Ejemplos de llanuras efervescentes son las australianas que Chatwin capturó en Los trazos de la canción, evidenciando que el desierto estaba lleno de cosas, de canciones también. Todo un golpe para quienes insisten en sentenciar que en el desierto no hay nada. Que se lo digan a Winston Churchill, testigo de que en el Sudán más abrasador se construyó una línea de ferrocarril impresionante, unos trabajos que de repente llenaron la nada:
«Difícilmente puede expresarse con palabras la salvaje desolación de las regiones que atravesaron la línea y sus constructores. Un suave océano de arena brillantemente coloreada se extendía vasto y distante hasta el lejano horizonte. El sol tropical calentaba con brutal perseverancia la planicie hasta que ésta quemaba en contacto con la mano desnuda, y el aire vaporoso chispeaba y resplandecía como salido de un horno. Aquí y allí sobresalían de la llanura las enormes masas de rocas desmoronadas, islotes de carbonilla en un mar de fuego. Solitaria en esta vasta inmensidad se encontraba la cabeza de la línea: un poblado de lona de 2.500 habitantes con estación, tiendas, oficina de correos, oficina de telégrafos y cantina, conectado con el mundo vivo de los hombres y las ideas por dos líneas de acero paralelas, a un metro de distancia una de otra, desvaneciéndose y estrechándose en una larga perspectiva, hasta que se deformaban y nublaban por efecto del espejismo y desaparecían en la distancia».
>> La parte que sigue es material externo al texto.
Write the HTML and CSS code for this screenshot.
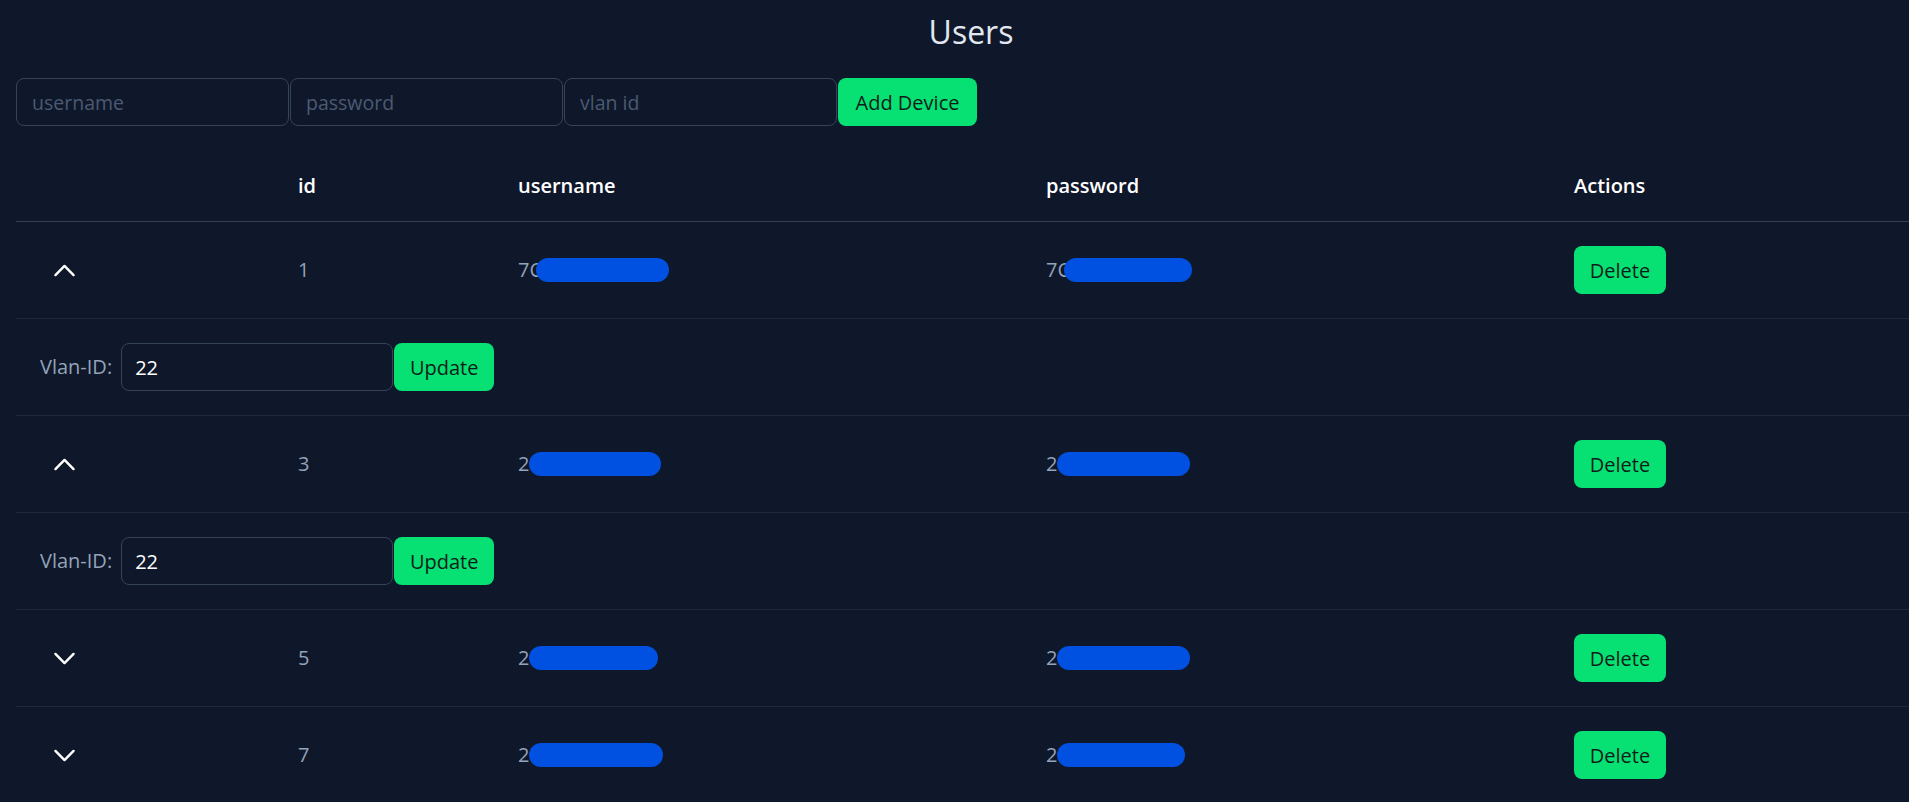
FILE: index.html
```html
<!DOCTYPE html>
<html lang="en">
<head>
<meta charset="utf-8">
<title>Users</title>
<link rel="stylesheet" href="styles.css">
</head>
<body>
<main class="page">
  <h1 class="title">Users</h1>
  <form class="add-form">
    <input class="field" type="text" placeholder="username">
    <input class="field" type="password" placeholder="password">
    <input class="field" type="text" placeholder="vlan id">
    <button type="button" class="btn btn-add">Add Device</button>
  </form>
  <table class="users">
    <colgroup>
      <col class="c-toggle"><col class="c-id"><col class="c-user"><col class="c-pass"><col class="c-act">
    </colgroup>
    <thead>
      <tr><th></th><th>id</th><th>username</th><th>password</th><th>Actions</th></tr>
    </thead>
    <tbody>
      <tr class="row">
        <td><button class="toggle" type="button"><svg viewBox="0 0 24 24" class="chev"><path d="M4.5 15.75l7.5-7.5 7.5 7.5"/></svg></button></td>
        <td>1</td>
        <td>7C<span class="redact redact-c" style="width:133px"></span></td>
        <td>7C<span class="redact redact-c" style="width:128px"></span></td>
        <td><button class="btn btn-del" type="button">Delete</button></td>
      </tr>
      <tr class="row detail">
        <td colspan="5"><div class="vlan"><label class="vlan-label">Vlan-ID:</label><input class="field vlan-field" type="text" value="22"><button class="btn btn-upd" type="button">Update</button></div></td>
      </tr>
      <tr class="row">
        <td><button class="toggle" type="button"><svg viewBox="0 0 24 24" class="chev"><path d="M4.5 15.75l7.5-7.5 7.5 7.5"/></svg></button></td>
        <td>3</td>
        <td>2<span class="redact" style="width:132px"></span></td>
        <td>2<span class="redact" style="width:133px"></span></td>
        <td><button class="btn btn-del" type="button">Delete</button></td>
      </tr>
      <tr class="row detail">
        <td colspan="5"><div class="vlan"><label class="vlan-label">Vlan-ID:</label><input class="field vlan-field" type="text" value="22"><button class="btn btn-upd" type="button">Update</button></div></td>
      </tr>
      <tr class="row">
        <td><button class="toggle" type="button"><svg viewBox="0 0 24 24" class="chev"><path d="M19.5 8.25l-7.5 7.5-7.5-7.5"/></svg></button></td>
        <td>5</td>
        <td>2<span class="redact" style="width:129px"></span></td>
        <td>2<span class="redact" style="width:133px"></span></td>
        <td><button class="btn btn-del" type="button">Delete</button></td>
      </tr>
      <tr class="row">
        <td><button class="toggle" type="button"><svg viewBox="0 0 24 24" class="chev"><path d="M19.5 8.25l-7.5 7.5-7.5-7.5"/></svg></button></td>
        <td>7</td>
        <td>2<span class="redact" style="width:134px"></span></td>
        <td>2<span class="redact" style="width:128px"></span></td>
        <td><button class="btn btn-del" type="button">Delete</button></td>
      </tr>
    </tbody>
  </table>
</main>
</body>
</html>
```
FILE: styles.css
```css
html, body {
  margin: 0;
  padding: 0;
  overflow: hidden;
  background: #0f172a;
}
body {
  font-family: "Open Sans", "Noto Sans", "Liberation Sans", sans-serif;
  font-size: 20px;
  color: #e2e8f0;
}
.page {
  width: 1910px;
  margin-left: 16px;
  padding-top: 12px;
}
.title {
  margin: 0 0 26px 0;
  font-size: 32px;
  line-height: 40px;
  font-weight: 400;
  text-align: center;
  color: #e2e8f0;
}
.add-form {
  display: flex;
  gap: 1px;
  margin: 0;
}
.field {
  box-sizing: border-box;
  width: 273px;
  height: 48px;
  padding: 0 15px;
  border: 1px solid #364459;
  border-radius: 8px;
  background: #0f172a;
  color: #ffffff;
  font-family: inherit;
  font-size: 19.5px;
  outline: none;
}
.field::placeholder {
  color: #4b5a72;
}
.btn {
  box-sizing: border-box;
  height: 48px;
  border: none;
  border-radius: 8px;
  background: #07e072;
  color: #0f1d1a;
  font-family: inherit;
  font-size: 20px;
  font-weight: 500;
  padding: 0 16px;
  cursor: pointer;
}
.btn-add { width: 139px; padding: 0; }
.btn-del { width: 92px; padding: 0; }
.btn-upd { width: 100px; padding: 0; }

.users {
  width: 1910px;
  table-layout: fixed;
  border-collapse: collapse;
  margin-top: 19px;
}
.c-toggle { width: 258px; }
.c-id { width: 220px; }
.c-user { width: 528px; }
.c-pass { width: 528px; }
.c-act { width: 376px; }

.users th {
  text-align: left;
  font-weight: 600;
  color: #ffffff;
  padding: 27px 24px 21px 24px;
  line-height: 28px;
  border-bottom: 1px solid #334155;
}
.users td {
  padding: 24px 24px;
  line-height: 28px;
  color: #94a3b8;
  vertical-align: middle;
  white-space: nowrap;
}
.row {
  border-bottom: 1px solid #1e293b;
}
.toggle {
  display: block;
  background: transparent;
  border: none;
  padding: 0 0 0 10px;
  margin: 0;
  cursor: pointer;
}
.chev {
  display: block;
  width: 29px;
  height: 29px;
  fill: none;
  stroke: #ffffff;
  stroke-width: 2;
  stroke-linecap: round;
  stroke-linejoin: round;
}
.redact {
  display: inline-block;
  height: 24px;
  border-radius: 12px;
  background: #0050e1;
  vertical-align: middle;
  margin-top: -4px;
}
.redact-c {
  margin-left: -6px;
}
.vlan {
  display: flex;
  align-items: center;
}
.vlan-label {
  color: #94a3b8;
  margin-right: 9px;
}
.vlan-field {
  width: 272px;
  font-size: 20px;
  padding: 0 13px;
  margin-right: 1px;
}
```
La línea del desierto terminó uniendo Wadi Halfa y Atbara pero, a falta de ferrocarril, y con la misión de dirigir una guerra de guerrillas, Lawrence de Arabia amortizó las vastedades desérticas experimentando, por ejemplo, nuevas formas de dolor al montar en camello demasiado tiempo; buscando «dónde se habían ido nuestras sombras»; o reinterpretando el tiempo y el espacio: «En verano», escribe en Los siete pilares de la sabiduría, «los camellos podían resistir marchas de unos cuatrocientos kilómetros después de haberlos abrevado: eso duraba tres días. Noventa kilómetros constituía una etapa fácil. Ciento cincuenta kilómetros era una etapa buena. (…) El alimento para seis semanas nos proporcionaba capacidad para hacer una salida de mil novecientos kilómetros y regresar a nuestra base».
Estos son, en fin, algunos llanos ejemplares que certifican la imposibilidad de pensar esas extensiones en auténtica armonía. Quizá sea esta la causa por la que el llano goza de tanta popularidad.